- Born: Unknown Alabama, U.S.
- Died: Unknown
- Occupations: Bank cashier, politician
- Employer: Freedman's Savings Bank (Huntsville branch)
- Known for: Delegate to Alabama's 1867 Constitutional Convention
- Office: Delegate, Alabama Constitutional Convention
- Political party: Republican
- Parent: John Robinson (father)

= Lafayette Robinson =

American politician and banker

Lafayette Robinson was a bank cashier who served as a delegate to Alabama's 1867 Constitutional Convention representing Madison County, Alabama. He also served on the Huntsville School Board. He worked at the Freedman's Savings Bank in Huntsville.

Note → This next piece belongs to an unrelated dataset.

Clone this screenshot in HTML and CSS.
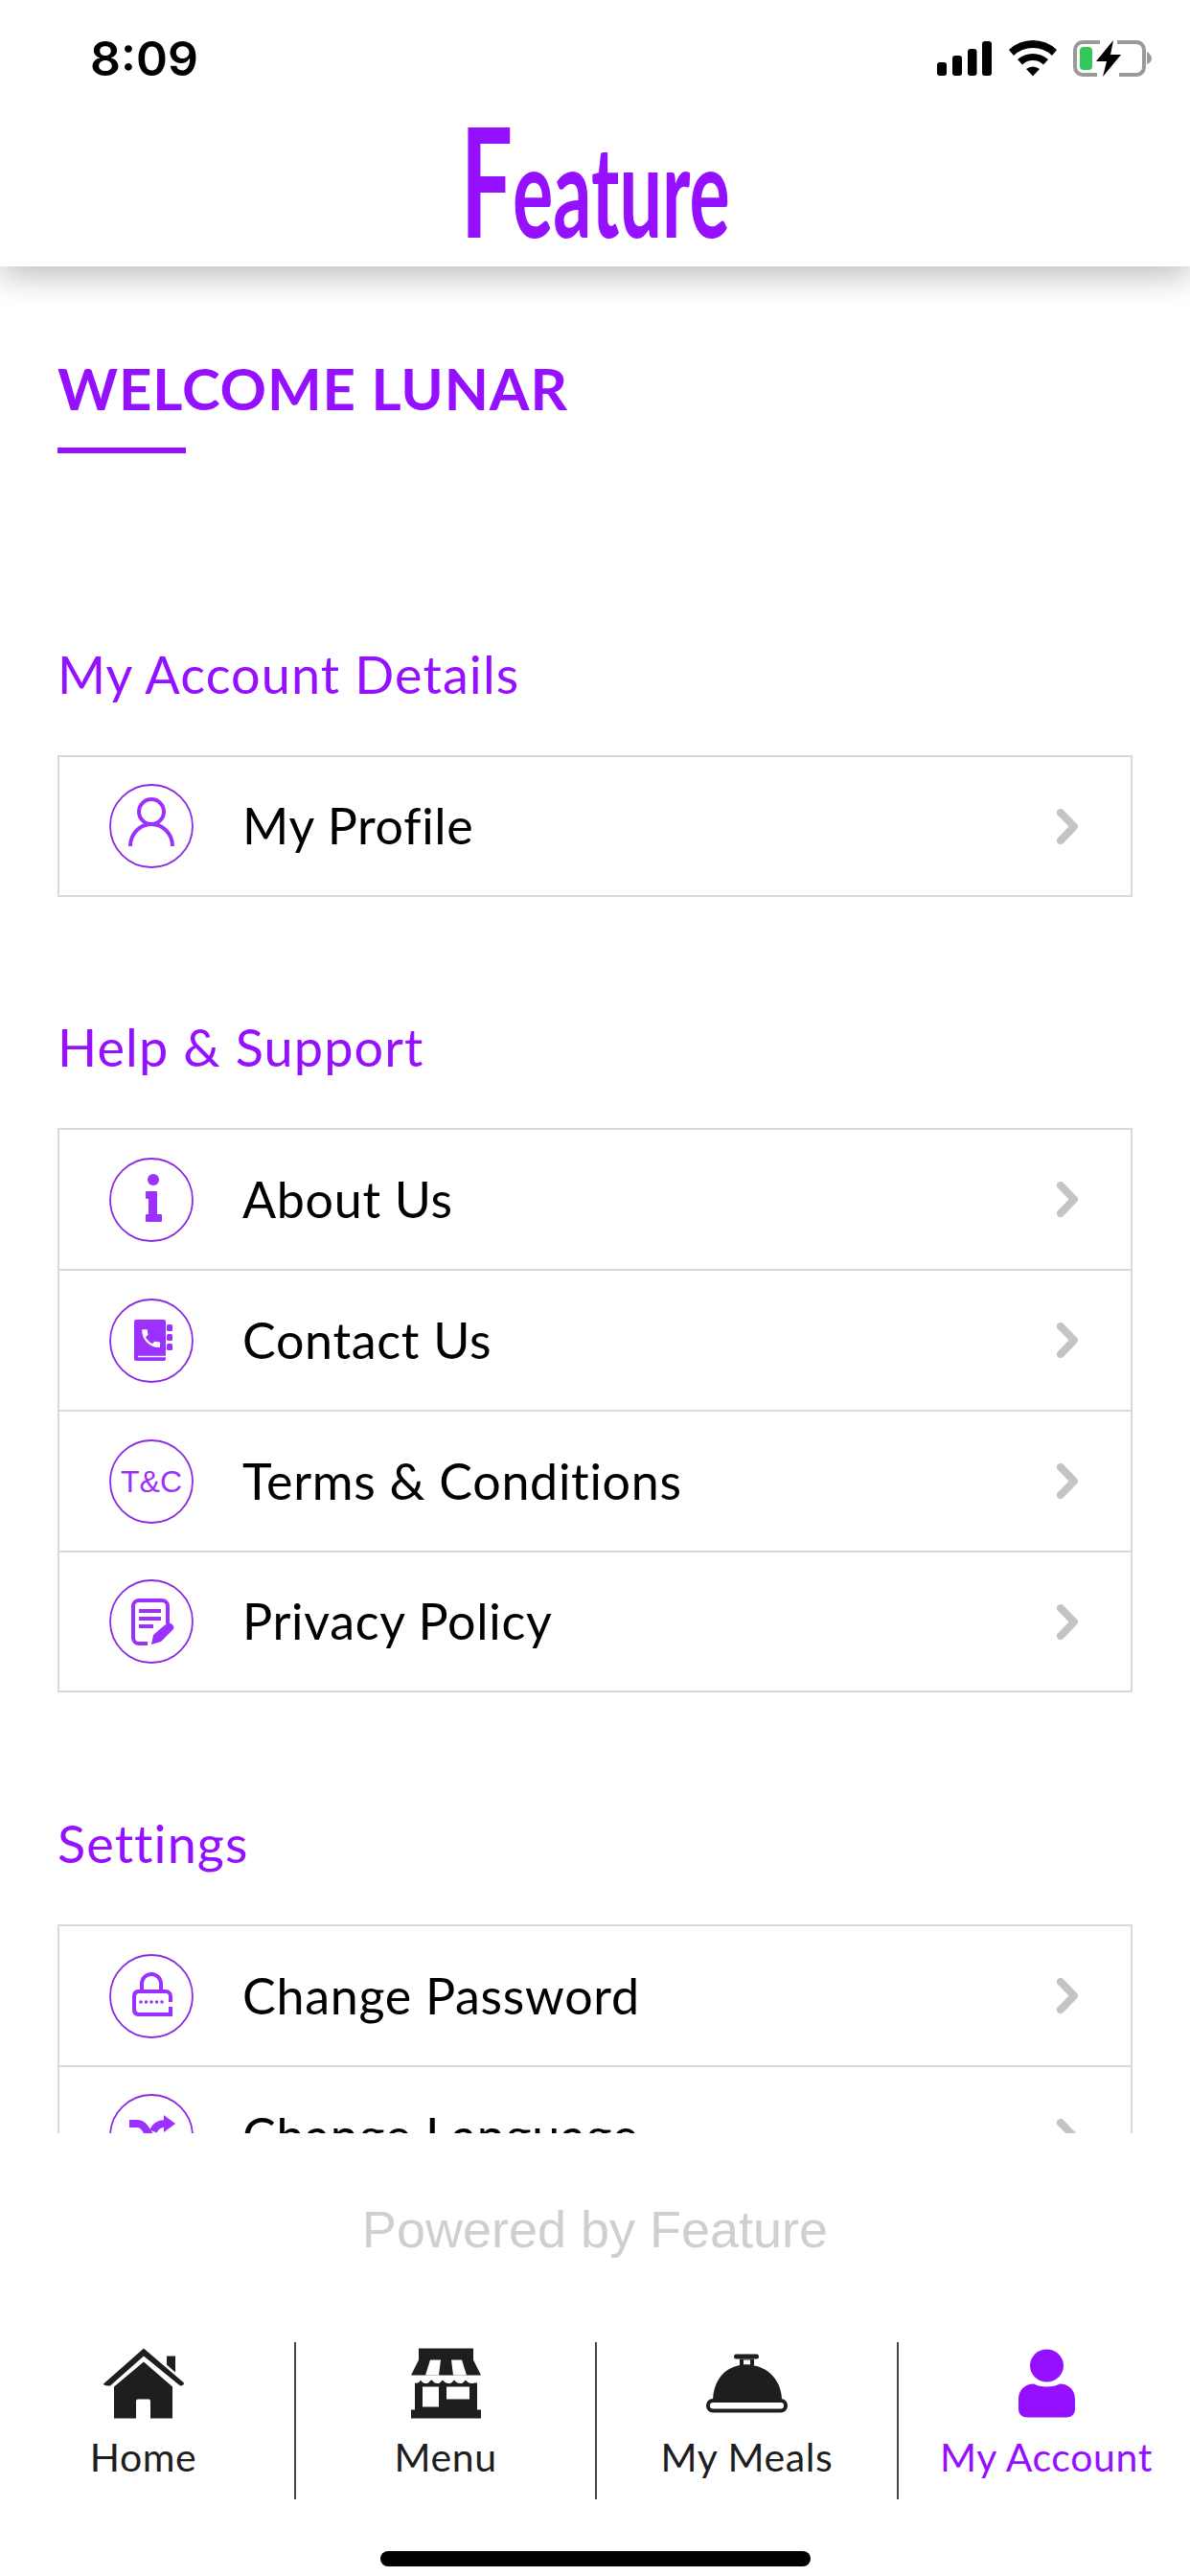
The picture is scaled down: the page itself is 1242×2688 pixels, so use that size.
FILE: index.html
```html
<!DOCTYPE html>
<html lang="en">
<head>
  <meta charset="UTF-8">
  <meta name="viewport" content="width=device-width, initial-scale=1.0">
  <title>My Account</title>
  <link rel="stylesheet" href="styles.css">
</head>
<body>
  <header class="top">
    <div class="status">
      <span class="time">8:09</span>
      <svg class="status-icons" width="224" height="40" viewBox="978 41 224 40">
        <rect x="978" y="65" width="10" height="14" rx="3"/>
        <rect x="994" y="58" width="10" height="21" rx="3"/>
        <rect x="1010" y="51" width="9.5" height="28" rx="3"/>
        <rect x="1025" y="43" width="10" height="36" rx="3"/>
        <path d="M1053 52 A36 36 0 0 1 1103 52 L1098 58 A29 29 0 0 0 1058 58 Z"/>
        <path d="M1062 62 A24 24 0 0 1 1094 62 L1089 67.5 A16 16 0 0 0 1067 67.5 Z"/>
        <path d="M1071 72 A11 11 0 0 1 1085 72 L1078 79.5 Z"/>
        <path class="batt" d="M1148 44 H1130 A8 8 0 0 0 1122 52 V70 A8 8 0 0 0 1130 78 H1145 M1168 78 H1187 A8 8 0 0 0 1194 70 V52 A8 8 0 0 0 1187 44 H1166"/>
        <rect class="batt-level" x="1127" y="49" width="13" height="24" rx="4"/>
        <path class="batt-cap" d="M1197 54 C1200 56 1202 58 1202 61 C1202 64 1200 66 1197 67 Z"/>
        <path d="M1162 42 L1144 64 H1155 L1151 80 L1170 57 H1159 Z"/>
      </svg>
    </div>
    <div class="logo"><span class="logo-word"><span class="logo-cap">F</span>eature</span></div>
  </header>

  <main class="content">
    <h1>WELCOME LUNAR</h1>
    <div class="rule"></div>

    <h2 class="first">My Account Details</h2>
    <div class="list">
      <div class="row">
        <svg class="ic" viewBox="0 0 88 88">
          <circle class="ring" cx="44" cy="44" r="43"/>
          <circle class="line" cx="44" cy="29" r="13"/>
          <path class="line" d="M22 65 C22 52 32 42 44 42 S66 52 66 65"/>
        </svg>
        <span class="label">My Profile</span>
        <svg class="chev" width="22" height="37" viewBox="0 0 22 37"><path d="M4 4 L18 18.5 L4 33"/></svg>
      </div>
    </div>

    <h2>Help &amp; Support</h2>
    <div class="list">
      <div class="row">
        <svg class="ic" viewBox="0 0 88 88">
          <circle class="ring" cx="44" cy="44" r="43"/>
          <circle class="fill" cx="46" cy="23" r="6"/>
          <path class="fill" d="M39 35 H49 A1.500 1.500 0 0 1 50 36 V59 H54 A1 1 0 0 1 55 60 V66 A1 1 0 0 1 54 67 H39 A1 1 0 0 1 38 66 V60 A1 1 0 0 1 39 59 H41 V43 H39 A1 1 0 0 1 38 42 V36 A1 1 0 0 1 39 35 Z"/>
        </svg>
        <span class="label">About Us</span>
        <svg class="chev" width="22" height="37" viewBox="0 0 22 37"><path d="M4 4 L18 18.5 L4 33"/></svg>
      </div>
      <div class="row">
        <svg class="ic" viewBox="0 0 88 88">
          <circle class="ring" cx="44" cy="44" r="43"/>
          <rect class="fill" x="26" y="22" width="33" height="43" rx="2"/>
          <rect class="fill" x="60" y="27" width="6" height="7" rx="1.500"/>
          <rect class="fill" x="60" y="37" width="6" height="7" rx="1.500"/>
          <rect class="fill" x="60" y="47" width="6" height="7" rx="1.500"/>
          <path class="gap" d="M30 60.500 H59"/>
          <path class="hole" transform="translate(31 29) scale(1.050)" d="M6.620 10.790c1.440 2.830 3.760 5.140 6.590 6.590l2.200-2.200c.27-.27.67-.36 1.020-.24 1.120.37 2.330.57 3.570.57.55 0 1 .45 1 1V20c0 .55-.45 1-1 1-9.390 0-17-7.610-17-17 0-.55.45-1 1-1h3.500c.55 0 1 .45 1 1 0 1.250.2 2.450.57 3.570.11.35.03.74-.25 1.020l-2.200 2.200z"/>
        </svg>
        <span class="label">Contact Us</span>
        <svg class="chev" width="22" height="37" viewBox="0 0 22 37"><path d="M4 4 L18 18.5 L4 33"/></svg>
      </div>
      <div class="row">
        <svg class="ic" viewBox="0 0 88 88">
          <circle class="ring" cx="44" cy="44" r="43"/>
          <text class="ic-text" x="44" y="55" text-anchor="middle">T&amp;C</text>
        </svg>
        <span class="label">Terms &amp; Conditions</span>
        <svg class="chev" width="22" height="37" viewBox="0 0 22 37"><path d="M4 4 L18 18.5 L4 33"/></svg>
      </div>
      <div class="row">
        <svg class="ic" viewBox="0 0 88 88">
          <circle class="ring" cx="44" cy="44" r="43"/>
          <path class="line" d="M40 67 H31 A6 6 0 0 1 25 61 V28 A6 6 0 0 1 31 22 H55 A6 6 0 0 1 61 28 V46"/>
          <path class="line" d="M31 33 H54 M31 41 H54 M31 49 H46"/>
          <path class="fill" d="M44 68 L46 58 L60 46 C63 44 69 48 67 52 L54 65 Z"/>
        </svg>
        <span class="label">Privacy Policy</span>
        <svg class="chev" width="22" height="37" viewBox="0 0 22 37"><path d="M4 4 L18 18.5 L4 33"/></svg>
      </div>
    </div>

    <h2 class="settings">Settings</h2>
    <div class="list">
      <div class="row">
        <svg class="ic" viewBox="0 0 88 88">
          <circle class="ring" cx="44" cy="44" r="43"/>
          <path class="line" d="M64 55 V63 H30 A5 5 0 0 1 26 58 V44 A5 5 0 0 1 30 39 H59 A5 5 0 0 1 64 44 V50"/>
          <path class="line" d="M34 39 V31 A10 10 0 0 1 54 31 V39"/>
          <circle class="fill" cx="33" cy="50" r="1.800"/>
          <circle class="fill" cx="38.500" cy="50" r="1.800"/>
          <circle class="fill" cx="44" cy="50" r="1.800"/>
          <circle class="fill" cx="49.500" cy="50" r="1.800"/>
          <circle class="fill" cx="55" cy="50" r="1.800"/>
        </svg>
        <span class="label">Change Password</span>
        <svg class="chev" width="22" height="37" viewBox="0 0 22 37"><path d="M4 4 L18 18.5 L4 33"/></svg>
      </div>
      <div class="row">
        <svg class="ic" viewBox="0 0 88 88">
          <circle class="ring" cx="44" cy="44" r="43"/>
          <path class="line-thick" d="M21 31 H29 C36 31 38 37 42 43"/>
          <path class="line-thick" d="M46 39 C48 34 52 31 58 31"/>
          <path class="fill" d="M57 22 L69 31 L57 40 Z"/>
        </svg>
        <span class="label">Change Language</span>
        <svg class="chev" width="22" height="37" viewBox="0 0 22 37"><path d="M4 4 L18 18.5 L4 33"/></svg>
      </div>
    </div>
  </main>

  <footer class="bottom">
    <div class="powered">Powered by Feature</div>
    <nav class="tabs">
      <div class="tab tab-home">
        <svg class="tab-ic" width="84" height="73" viewBox="0 0 84 73">
          <path d="M42 0 L84 36 Q84 39 80 39 L42 8 L7 39 Q0 39 0 37 Z"/>
          <path d="M66 8 H75 V25 L66 17 Z"/>
          <path d="M42 14 L72 40 V73 H49 V55 Q49 53 47 53 H36 Q34 53 34 55 V73 H11 V40 Z"/>
        </svg>
        <span>Home</span>
      </div>
      <div class="tab">
        <svg class="tab-ic" width="73" height="73" viewBox="0 0 73 73">
          <path d="M8 0 H65 V12 L73 28 H0 L8 12 Z"/>
          <path class="cut" d="M20 12 H31 L29 28 H15 Z M42 12 H53 L58 28 H44 Z"/>
          <path fill-rule="evenodd" d="M4 36 Q8 37 10 33 Q13 38 18 36 Q20 33 22 33 Q25 38 30 36 L33 33 Q37 38 42 36 L45 33 Q49 38 54 36 L57 33 Q61 38 66 36 L69 36 V64 H73 V73 H0 V64 H4 Z M12 40 V61 H29 V40 Z M37 40 V53 H61 V40 Z"/>
        </svg>
        <span>Menu</span>
      </div>
      <div class="tab">
        <svg class="tab-ic" width="85" height="61" viewBox="0 0 85 61">
          <rect x="29" y="0" width="26" height="5" rx="2.500"/>
          <path fill-rule="evenodd" d="M35 5 H50 V12 H35 Z M39 6 V11 H46 V6 Z"/>
          <path d="M7 47 C8 25 22 11 42 11 C62 11 78 25 79 47 Z"/>
          <rect class="bell-base" x="2" y="48.500" width="81" height="10.500" rx="5"/>
        </svg>
        <span>My Meals</span>
      </div>
      <div class="tab tab-account active">
        <svg class="tab-ic" width="59" height="71" viewBox="0 0 59 71">
          <ellipse cx="29.500" cy="17" rx="17.500" ry="17"/>
          <path d="M16 36 C22 40 37 40 43 36 C52 36 59 42 59 52 V62 C59 68 55 71 50 71 H9 C4 71 0 68 0 62 V52 C0 42 7 36 16 36 Z"/>
        </svg>
        <span>My Account</span>
      </div>
    </nav>
    <div class="home-bar"></div>
  </footer>
</body>
</html>
```

FILE: styles.css
```css
body {
  margin: 0;
  width: 1242px;
  height: 2688px;
  overflow: hidden;
  display: flex;
  flex-direction: column;
  font-family: Lato, sans-serif;
  background-color: #ffffff;
  color: #000000;
}

/* header */
.top {
  height: 278px;
  flex: none;
  position: relative;
  z-index: 2;
  background-color: #ffffff;
  box-shadow: 0 10px 32px rgba(0, 0, 0, 0.26);
}

.status {
  height: 112px;
  padding: 31px 40px 0 94px;
  box-sizing: border-box;
  display: flex;
  justify-content: space-between;
  align-items: flex-start;
}

.time {
  font-family: Inter, sans-serif;
  font-weight: 600;
  font-size: 50px;
  line-height: 60px;
}

.status-icons {
  margin-top: 10px;
}

.batt {
  fill: none;
  stroke: #9a9a9a;
  stroke-width: 4;
}

.batt-level {
  fill: #34c759;
}

.batt-cap {
  fill: #9a9a9a;
}

.logo {
  text-align: center;
  color: #9510ff;
  height: 156px;
}

.logo-word {
  display: inline-block;
  font-family: Lato, sans-serif;
  font-weight: 700;
  font-size: 132px;
  line-height: 148px;
  letter-spacing: 0;
  transform: scaleX(0.6);
}

.logo-cap {
  font-size: 160px;
}

/* scrolling part */
.content {
  height: 1948px;
  flex: none;
  overflow: hidden;
  padding: 97px 60px 0;
  box-sizing: border-box;
}

h1 {
  margin: 0;
  font-size: 60px;
  font-weight: 700;
  line-height: 60px;
  letter-spacing: 0.9px;
  color: #9510ff;
}

.rule {
  width: 134px;
  height: 6px;
  margin-top: 32px;
  background-color: #9510ff;
}

h2 {
  margin: 127px 0 54px;
  font-size: 54px;
  font-weight: 400;
  line-height: 60px;
  letter-spacing: 1.1px;
  color: #9510ff;
}

h2.first {
  margin-top: 201px;
}

h2.settings {
  margin-top: 128px;
}

.list {
  border-bottom: 2px solid #d9d9d9;
}

.row {
  height: 147px;
  box-sizing: border-box;
  padding: 0 55px 0 52px;
  display: flex;
  align-items: center;
  border: 2px solid #d9d9d9;
  border-bottom: none;
}

.row:last-child {
  height: 146px;
}

.ic {
  width: 88px;
  height: 88px;
  flex: none;
  margin-right: 51px;
}

.ring {
  fill: none;
  stroke: #8a2be2;
  stroke-width: 1.800;
}

.line {
  fill: none;
  stroke: #9b30ff;
  stroke-width: 4;
}

.line-thick {
  fill: none;
  stroke: #9b30ff;
  stroke-width: 8;
}

.fill {
  fill: #9b30ff;
}

.gap {
  stroke: #ffffff;
  stroke-width: 1.500;
}

.hole {
  fill: #ffffff;
}

.ic-text {
  font-family: "Liberation Sans", sans-serif;
  font-size: 32px;
  fill: #9b30ff;
}

.label {
  flex: 1;
  font-size: 52px;
  line-height: 60px;
  letter-spacing: 0.7px;
  padding-bottom: 2px;
}

.chev path {
  fill: none;
  stroke: #c4c4c4;
  stroke-width: 8;
  stroke-linecap: round;
  stroke-linejoin: round;
}

/* bottom bar */
.bottom {
  flex: 1;
  background-color: #ffffff;
}

.powered {
  margin-top: 70px;
  text-align: center;
  font-family: "Liberation Sans", sans-serif;
  font-size: 54px;
  line-height: 60px;
  color: #cfcfcf;
}

.tabs {
  margin-top: 88px;
  height: 164px;
  display: grid;
  grid-template-columns: 307px 314px 315px 306px;
}

.tab {
  display: flex;
  flex-direction: column;
  align-items: center;
  border-left: 2px solid #444444;
  color: #1e1e1e;
  fill: #1e1e1e;
  font-size: 41px;
  line-height: 48px;
  letter-spacing: 0.6px;
}

.tab-home {
  border-left: none;
  padding-right: 8px;
}

.tab-account {
  padding-left: 4px;
}

.tab-ic {
  height: 74px;
  margin: 6px 0 16px;
}

.cut {
  fill: #ffffff;
}

.bell-base {
  fill: #ffffff;
  stroke: #1e1e1e;
  stroke-width: 4;
}

.active {
  color: #9510ff;
  fill: #9510ff;
}

.home-bar {
  width: 449px;
  height: 16px;
  margin: 54px auto 0;
  border-radius: 8px;
  background-color: #000000;
}
```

Lafayette's father, John Robinson, was enslaved prior to 1828 when he was manumitted by the state legislature. In 1830 the legislature allowed him to free his wife and their two children, one of whom was Lafayette Robinson.

Lafayette Robinson left Alabama during the American Civil War to avoid conscription in the Confederate Army. He, Andrew J. Applegate, and Columbus Jones appeared on an 1867 "Republican Union" ticket as delegate candidates for the Alabama Constitutional Convention. They were elected.

A panic caused Freedman's Savings Bank to fail costing African American depositors.